Most of his clothes are purchased at vintage boutiques and thrift shops, others (believe it or not) at stores like Hot Topic, and some of them have been hanging in his closet for 20 to 30 years. If something doesn’t quite fit the way he wants, he runs it through his old Singer sewing machine, a gift from his late father.

“I just stretch it, rip it, get some fabric and smack some more into it, whatever it takes to make straight pants bell bottoms or take something with a high waist down to hip huggers,” he said. “The stuff they sell off the rack is just so bland.”

The second of four brothers, Ransford was raised in a devout Catholic family that settled in Moses Lake when he was a teenager, which is when his obsession with the Beatles and the Rolling Stones intensified. He remembers seeing Elton John perform in 1975 and being entranced by Ray Cooper, the percussionist in John’s backing band. “I watched him more than Elton,” Ransford recalled.

He moved to Spokane in 1987 with plans to become a computer programmer, but he wasn’t able to focus on classes as a result of, he says, “getting too high” when he was younger. He’s been self-employed, working as a shrub trimmer and tree pruner, for the past 18 years.

Ransford says he first became involved in Spokane’s music scene in 1989, and he remembers riding his bike or taking the bus downtown to hop from club to club. It’s been a weekly ritual for him ever since.

“I like dance music,” he said, naming Lavoy, Pine League, Psychic Rites and Bruiser as some of his favorite local acts currently performing. “If I hear of a band that plays something danceable – whether it’s pop or rock or electronic or whatever – I’ll go.”

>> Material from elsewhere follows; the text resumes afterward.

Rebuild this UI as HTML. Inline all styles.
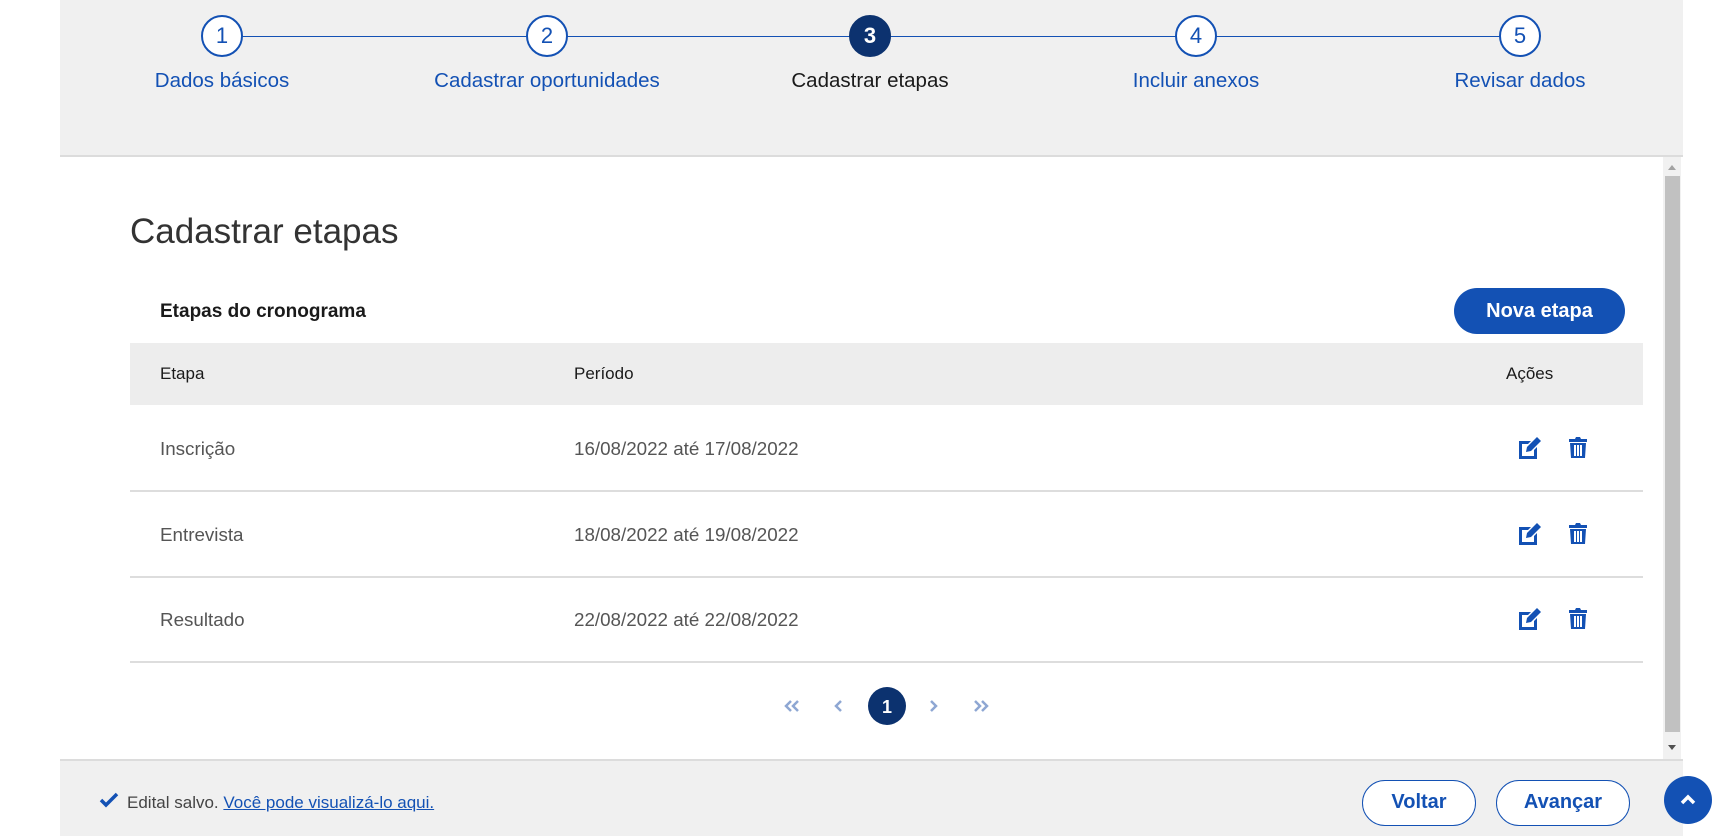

He says he psyches himself up at home before every concert he attends: He thumbs through his extensive vinyl collection, stacked on the floor against one of the living room walls, and blasts rock music from the tall, mismatched speakers standing in the corner. Sometimes, he says, the windowpanes even rattle.

“It’s like a rock band going onstage,” he said. “They have rituals a few hours before, and I have my ritual every time I go out. I can’t let my head interfere with who I’m going to be.”

He’s aware, though, that not everyone is amused by his conduct at concerts, and he says he’s been angrily confronted, called out by perturbed band members and 86’d from certain venues.

“I’m not out to upstage anybody – my goal is to be myself and enjoy the music, to be favorable to the band and not take away their spotlight,” he said. “But some bands get really edgy about it. One band from Seattle didn’t like my dancing – I didn’t even have a tambourine. They just didn’t like my presence, and they wanted me out of there. I hear hecklers all the time, and I’ve been around a lot of haters. Even when I just show up they go, ‘Ugh, he’s here.’

“My reputation precedes me,” he added with a laugh.

Although he admits that drugs and alcohol have derailed him in the past – the threat of relapsing is “always present and I’m aware of it,” he said – Ransford has been continuously sober for four years now, and he defies anyone who needs a bit of liquid courage before stepping out on a dance floor. If anything, he does it for the musical high.

“People want to know why I do what I do out there in public,” he said. “I do it for the love, and because music makes me want to live. I was talking to a musician, and he said, ‘I can relate, because I do it for the love.’ And I said, ‘No, you get paid.’ I do it because it pumps the blood through my heart.

“Musicians say, ‘I am what I am because I get up and I know I can play music.’ Well, I’ve got a stereo.”